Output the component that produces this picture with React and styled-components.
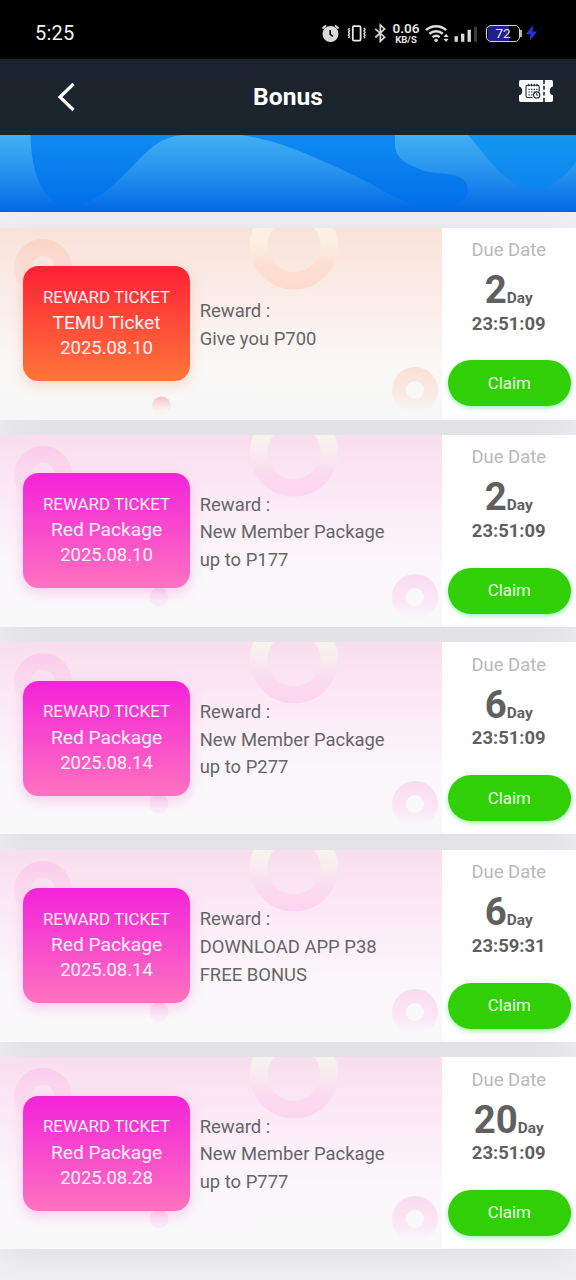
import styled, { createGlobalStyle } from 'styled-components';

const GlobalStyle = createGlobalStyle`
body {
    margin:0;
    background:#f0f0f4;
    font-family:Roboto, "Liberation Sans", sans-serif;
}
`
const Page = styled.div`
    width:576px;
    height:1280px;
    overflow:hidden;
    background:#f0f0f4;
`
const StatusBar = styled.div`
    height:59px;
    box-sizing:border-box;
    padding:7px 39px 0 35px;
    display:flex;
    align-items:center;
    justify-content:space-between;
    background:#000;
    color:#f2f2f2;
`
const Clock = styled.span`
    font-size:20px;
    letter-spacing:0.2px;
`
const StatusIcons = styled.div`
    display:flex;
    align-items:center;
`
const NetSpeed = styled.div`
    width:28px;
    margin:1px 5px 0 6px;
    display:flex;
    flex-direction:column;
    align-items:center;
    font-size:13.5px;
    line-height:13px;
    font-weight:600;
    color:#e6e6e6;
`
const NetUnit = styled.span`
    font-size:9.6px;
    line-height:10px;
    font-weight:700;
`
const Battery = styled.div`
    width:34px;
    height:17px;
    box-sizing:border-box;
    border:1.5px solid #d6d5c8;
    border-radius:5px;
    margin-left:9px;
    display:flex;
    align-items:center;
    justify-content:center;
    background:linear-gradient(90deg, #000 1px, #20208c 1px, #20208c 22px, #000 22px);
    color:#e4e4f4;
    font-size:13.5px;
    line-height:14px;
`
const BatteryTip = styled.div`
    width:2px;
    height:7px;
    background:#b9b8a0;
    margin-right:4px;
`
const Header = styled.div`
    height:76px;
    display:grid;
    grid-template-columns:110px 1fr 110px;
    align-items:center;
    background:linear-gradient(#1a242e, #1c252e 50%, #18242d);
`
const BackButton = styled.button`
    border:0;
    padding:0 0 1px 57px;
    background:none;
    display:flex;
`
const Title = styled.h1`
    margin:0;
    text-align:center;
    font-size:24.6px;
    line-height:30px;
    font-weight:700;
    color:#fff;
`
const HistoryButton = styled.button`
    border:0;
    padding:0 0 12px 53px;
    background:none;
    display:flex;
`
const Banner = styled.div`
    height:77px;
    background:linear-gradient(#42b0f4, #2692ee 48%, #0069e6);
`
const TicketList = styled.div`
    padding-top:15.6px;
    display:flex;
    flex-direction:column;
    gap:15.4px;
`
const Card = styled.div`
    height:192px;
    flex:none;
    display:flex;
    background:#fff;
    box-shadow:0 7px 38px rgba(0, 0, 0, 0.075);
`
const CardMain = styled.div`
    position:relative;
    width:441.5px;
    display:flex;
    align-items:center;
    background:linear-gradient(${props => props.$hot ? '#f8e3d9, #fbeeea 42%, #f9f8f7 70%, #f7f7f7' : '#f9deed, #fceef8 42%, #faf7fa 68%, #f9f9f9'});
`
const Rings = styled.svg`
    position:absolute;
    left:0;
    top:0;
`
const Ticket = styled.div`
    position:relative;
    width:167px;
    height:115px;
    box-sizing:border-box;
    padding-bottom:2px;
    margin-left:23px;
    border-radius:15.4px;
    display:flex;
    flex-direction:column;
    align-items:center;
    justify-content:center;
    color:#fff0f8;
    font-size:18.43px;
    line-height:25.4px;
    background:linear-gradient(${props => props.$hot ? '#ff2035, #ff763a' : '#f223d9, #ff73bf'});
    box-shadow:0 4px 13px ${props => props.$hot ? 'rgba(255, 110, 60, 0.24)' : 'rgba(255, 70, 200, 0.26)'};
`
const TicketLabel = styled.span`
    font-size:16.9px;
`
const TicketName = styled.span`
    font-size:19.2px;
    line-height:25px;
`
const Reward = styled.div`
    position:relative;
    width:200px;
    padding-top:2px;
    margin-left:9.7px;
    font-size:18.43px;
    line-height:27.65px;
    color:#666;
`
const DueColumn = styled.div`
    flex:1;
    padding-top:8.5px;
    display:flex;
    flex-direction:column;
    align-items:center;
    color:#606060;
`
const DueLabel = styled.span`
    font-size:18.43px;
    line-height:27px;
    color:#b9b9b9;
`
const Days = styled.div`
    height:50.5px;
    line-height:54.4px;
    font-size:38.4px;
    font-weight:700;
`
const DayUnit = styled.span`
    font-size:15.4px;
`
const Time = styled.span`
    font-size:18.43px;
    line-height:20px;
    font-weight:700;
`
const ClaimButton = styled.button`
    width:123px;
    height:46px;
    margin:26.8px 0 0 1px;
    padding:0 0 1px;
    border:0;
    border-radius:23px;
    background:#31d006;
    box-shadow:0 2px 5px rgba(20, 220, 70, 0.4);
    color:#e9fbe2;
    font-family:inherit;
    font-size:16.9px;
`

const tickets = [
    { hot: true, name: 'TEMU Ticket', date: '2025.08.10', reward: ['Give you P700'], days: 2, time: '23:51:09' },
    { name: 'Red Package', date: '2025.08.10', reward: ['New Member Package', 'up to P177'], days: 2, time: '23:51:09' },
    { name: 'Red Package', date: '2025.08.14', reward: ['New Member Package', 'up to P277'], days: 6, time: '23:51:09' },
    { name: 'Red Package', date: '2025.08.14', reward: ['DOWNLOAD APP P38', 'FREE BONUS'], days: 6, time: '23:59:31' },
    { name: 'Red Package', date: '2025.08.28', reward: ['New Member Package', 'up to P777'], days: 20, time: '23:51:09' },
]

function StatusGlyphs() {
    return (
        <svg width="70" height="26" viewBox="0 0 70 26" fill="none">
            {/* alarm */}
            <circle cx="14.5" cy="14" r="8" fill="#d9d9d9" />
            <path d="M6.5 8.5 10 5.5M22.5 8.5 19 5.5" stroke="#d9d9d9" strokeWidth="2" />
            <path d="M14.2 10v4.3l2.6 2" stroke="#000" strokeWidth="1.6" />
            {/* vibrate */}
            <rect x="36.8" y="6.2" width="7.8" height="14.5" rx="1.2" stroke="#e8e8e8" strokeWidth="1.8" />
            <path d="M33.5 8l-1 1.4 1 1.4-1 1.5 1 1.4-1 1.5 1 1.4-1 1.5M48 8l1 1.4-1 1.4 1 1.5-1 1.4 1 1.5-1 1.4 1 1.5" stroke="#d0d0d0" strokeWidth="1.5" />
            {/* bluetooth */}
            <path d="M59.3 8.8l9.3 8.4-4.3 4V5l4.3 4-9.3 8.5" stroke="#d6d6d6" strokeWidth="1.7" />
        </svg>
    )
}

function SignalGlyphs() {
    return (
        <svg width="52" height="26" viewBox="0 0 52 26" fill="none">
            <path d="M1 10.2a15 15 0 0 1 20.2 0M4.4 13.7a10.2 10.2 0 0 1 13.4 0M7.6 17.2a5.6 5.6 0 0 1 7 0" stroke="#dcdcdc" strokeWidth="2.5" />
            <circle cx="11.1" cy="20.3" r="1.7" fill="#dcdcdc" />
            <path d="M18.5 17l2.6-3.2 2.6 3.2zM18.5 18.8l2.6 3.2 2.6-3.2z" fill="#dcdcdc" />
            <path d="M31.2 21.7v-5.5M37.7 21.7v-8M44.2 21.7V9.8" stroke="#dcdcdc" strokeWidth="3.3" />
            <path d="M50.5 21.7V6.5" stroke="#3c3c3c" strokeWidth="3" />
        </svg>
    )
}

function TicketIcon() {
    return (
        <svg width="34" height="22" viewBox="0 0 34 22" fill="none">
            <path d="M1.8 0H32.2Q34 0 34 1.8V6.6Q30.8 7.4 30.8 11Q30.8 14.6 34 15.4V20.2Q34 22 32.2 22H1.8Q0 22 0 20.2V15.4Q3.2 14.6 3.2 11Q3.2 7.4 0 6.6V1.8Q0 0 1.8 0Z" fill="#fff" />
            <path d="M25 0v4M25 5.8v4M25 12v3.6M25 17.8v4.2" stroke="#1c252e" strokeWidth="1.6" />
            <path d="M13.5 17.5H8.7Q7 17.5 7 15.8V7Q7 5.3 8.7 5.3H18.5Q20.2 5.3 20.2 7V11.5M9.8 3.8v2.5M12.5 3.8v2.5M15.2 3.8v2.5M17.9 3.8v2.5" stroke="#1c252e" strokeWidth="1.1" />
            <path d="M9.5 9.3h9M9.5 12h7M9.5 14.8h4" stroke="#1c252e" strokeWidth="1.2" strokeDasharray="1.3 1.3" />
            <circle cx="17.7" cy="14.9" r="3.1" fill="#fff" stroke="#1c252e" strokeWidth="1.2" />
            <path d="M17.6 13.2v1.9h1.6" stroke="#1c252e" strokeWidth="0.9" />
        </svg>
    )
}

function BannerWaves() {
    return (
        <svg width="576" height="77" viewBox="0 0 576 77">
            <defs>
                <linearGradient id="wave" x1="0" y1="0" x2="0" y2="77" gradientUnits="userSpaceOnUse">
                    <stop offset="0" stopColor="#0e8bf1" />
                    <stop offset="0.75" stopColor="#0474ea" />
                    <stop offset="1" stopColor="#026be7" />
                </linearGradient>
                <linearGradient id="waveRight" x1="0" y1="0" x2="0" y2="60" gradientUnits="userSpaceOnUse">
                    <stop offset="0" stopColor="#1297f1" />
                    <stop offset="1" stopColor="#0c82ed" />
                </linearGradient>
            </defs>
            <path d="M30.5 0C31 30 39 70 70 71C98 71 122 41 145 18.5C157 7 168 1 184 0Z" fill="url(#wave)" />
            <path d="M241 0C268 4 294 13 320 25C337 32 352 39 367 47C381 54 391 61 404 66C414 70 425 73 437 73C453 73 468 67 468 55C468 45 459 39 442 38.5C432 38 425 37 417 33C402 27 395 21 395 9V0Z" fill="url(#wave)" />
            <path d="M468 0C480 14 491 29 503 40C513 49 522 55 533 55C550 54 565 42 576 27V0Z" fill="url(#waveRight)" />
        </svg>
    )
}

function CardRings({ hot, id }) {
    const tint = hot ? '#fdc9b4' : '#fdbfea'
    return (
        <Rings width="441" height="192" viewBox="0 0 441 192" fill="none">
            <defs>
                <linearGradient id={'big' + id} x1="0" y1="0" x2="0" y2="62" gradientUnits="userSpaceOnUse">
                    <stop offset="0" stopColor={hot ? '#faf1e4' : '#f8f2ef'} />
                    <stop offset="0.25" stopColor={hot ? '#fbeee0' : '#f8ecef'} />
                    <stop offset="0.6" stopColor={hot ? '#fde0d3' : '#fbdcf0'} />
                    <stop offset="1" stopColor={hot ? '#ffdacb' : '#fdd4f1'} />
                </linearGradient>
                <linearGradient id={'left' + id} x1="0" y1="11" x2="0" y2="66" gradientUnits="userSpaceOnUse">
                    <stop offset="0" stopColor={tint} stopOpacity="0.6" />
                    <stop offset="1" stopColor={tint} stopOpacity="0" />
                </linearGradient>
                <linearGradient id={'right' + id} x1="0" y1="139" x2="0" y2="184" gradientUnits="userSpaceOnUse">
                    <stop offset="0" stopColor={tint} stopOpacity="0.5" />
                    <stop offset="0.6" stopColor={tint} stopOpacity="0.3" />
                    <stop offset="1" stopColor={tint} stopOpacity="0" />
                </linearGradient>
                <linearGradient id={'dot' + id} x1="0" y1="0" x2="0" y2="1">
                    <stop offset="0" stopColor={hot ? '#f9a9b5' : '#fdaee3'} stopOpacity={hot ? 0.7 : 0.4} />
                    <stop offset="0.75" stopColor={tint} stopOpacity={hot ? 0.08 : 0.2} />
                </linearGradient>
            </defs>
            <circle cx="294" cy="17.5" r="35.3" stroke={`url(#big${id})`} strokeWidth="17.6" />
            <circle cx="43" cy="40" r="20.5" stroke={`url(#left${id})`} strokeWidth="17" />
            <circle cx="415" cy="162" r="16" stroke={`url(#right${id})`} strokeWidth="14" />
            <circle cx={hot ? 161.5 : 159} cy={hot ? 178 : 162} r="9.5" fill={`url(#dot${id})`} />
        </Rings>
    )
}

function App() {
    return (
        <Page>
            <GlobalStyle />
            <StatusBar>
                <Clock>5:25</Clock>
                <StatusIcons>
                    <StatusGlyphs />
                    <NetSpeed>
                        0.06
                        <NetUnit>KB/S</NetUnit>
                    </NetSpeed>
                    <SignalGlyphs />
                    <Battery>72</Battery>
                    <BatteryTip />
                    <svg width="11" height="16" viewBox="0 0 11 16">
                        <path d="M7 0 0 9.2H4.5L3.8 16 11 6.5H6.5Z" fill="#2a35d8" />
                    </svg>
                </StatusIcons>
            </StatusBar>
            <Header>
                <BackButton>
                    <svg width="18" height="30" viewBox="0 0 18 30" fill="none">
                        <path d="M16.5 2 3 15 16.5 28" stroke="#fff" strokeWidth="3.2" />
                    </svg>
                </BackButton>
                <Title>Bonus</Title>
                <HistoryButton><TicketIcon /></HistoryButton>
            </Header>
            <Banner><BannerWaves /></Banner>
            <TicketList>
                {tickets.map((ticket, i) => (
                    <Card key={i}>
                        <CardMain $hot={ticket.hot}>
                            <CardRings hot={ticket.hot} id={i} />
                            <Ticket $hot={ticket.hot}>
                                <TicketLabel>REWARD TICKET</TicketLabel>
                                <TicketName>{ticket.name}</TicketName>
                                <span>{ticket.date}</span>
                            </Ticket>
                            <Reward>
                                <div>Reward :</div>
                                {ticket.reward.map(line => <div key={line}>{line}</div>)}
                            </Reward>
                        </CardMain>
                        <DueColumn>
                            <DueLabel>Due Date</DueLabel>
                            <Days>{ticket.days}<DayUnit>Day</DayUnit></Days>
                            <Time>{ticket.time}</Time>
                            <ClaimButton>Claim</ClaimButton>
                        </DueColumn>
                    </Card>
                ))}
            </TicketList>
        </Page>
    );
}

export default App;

────────

* WHAT IS REQUIRED:
Isolate each line of the listing above that includes "components". Copy it.

* WRITTEN ANSWER:
Output the component that produces this picture with React and styled-components.
import styled, { createGlobalStyle } from 'styled-components';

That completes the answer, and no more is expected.